Large tablets with headings such as Ageism, Racism, and Ableism that were set up around the stage charted the students’ discussions about the difference between “personal” and “institutional” discrimination. The 14- and 15-year-olds sat in a circle vying to answer questions about how they could tackle both types.
“The most important thing is to set an example,” 15-year-old Breanna Woodley suggested to her peers. “Maybe if they follow in your footsteps, it will help the school to unite.”
The principal of the school, Barbara Esmilla, who has spent 31 years there and six at the helm, said that while there has been some friction in the school’s diverse student body, the swastikas “somewhat blindsided us.”
She wasn’t alone. The Murray Bergtraum incident was part of a spike in hate crime complaints this fall, including several swastikas and hangman’s nooses found around public schools and at Columbia University.
Mayor Bloomberg called a meeting with ethnic and civil rights organizations, while the City Council speaker, Christine Quinn, sponsored a citywide “Day Out Against Hate” last week. Teachers College, where two of the Columbia incidents occurred, is adding more classes on multiculturalism.
Ms. Esmilla decided to call on the students to fix the problem themselves.

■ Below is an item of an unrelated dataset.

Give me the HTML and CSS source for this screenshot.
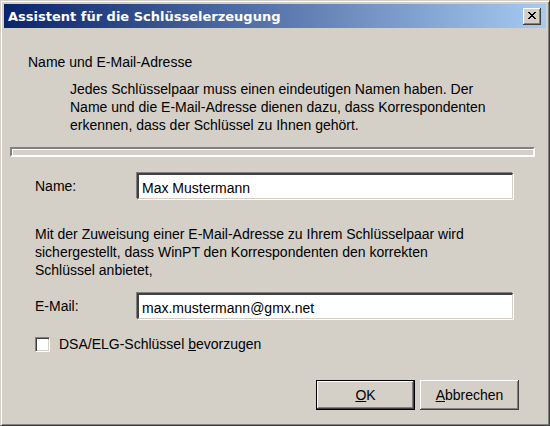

She went to the ADL, which runs the World of Difference program that was sponsored by the law firm Weil, Gotshal & Manges to train student leaders to teach their peers about discrimination and prejudice.
Pedro Crespo, a 14-year-old freshman who participated, said in the past he has been insulted with racial slurs, but that after the training he had a better understanding of how discrimination works.
“I found out we have things in common,” he said of his fellow students. “Now, I’ll try to help out my friends to keep them from discriminating against other people.”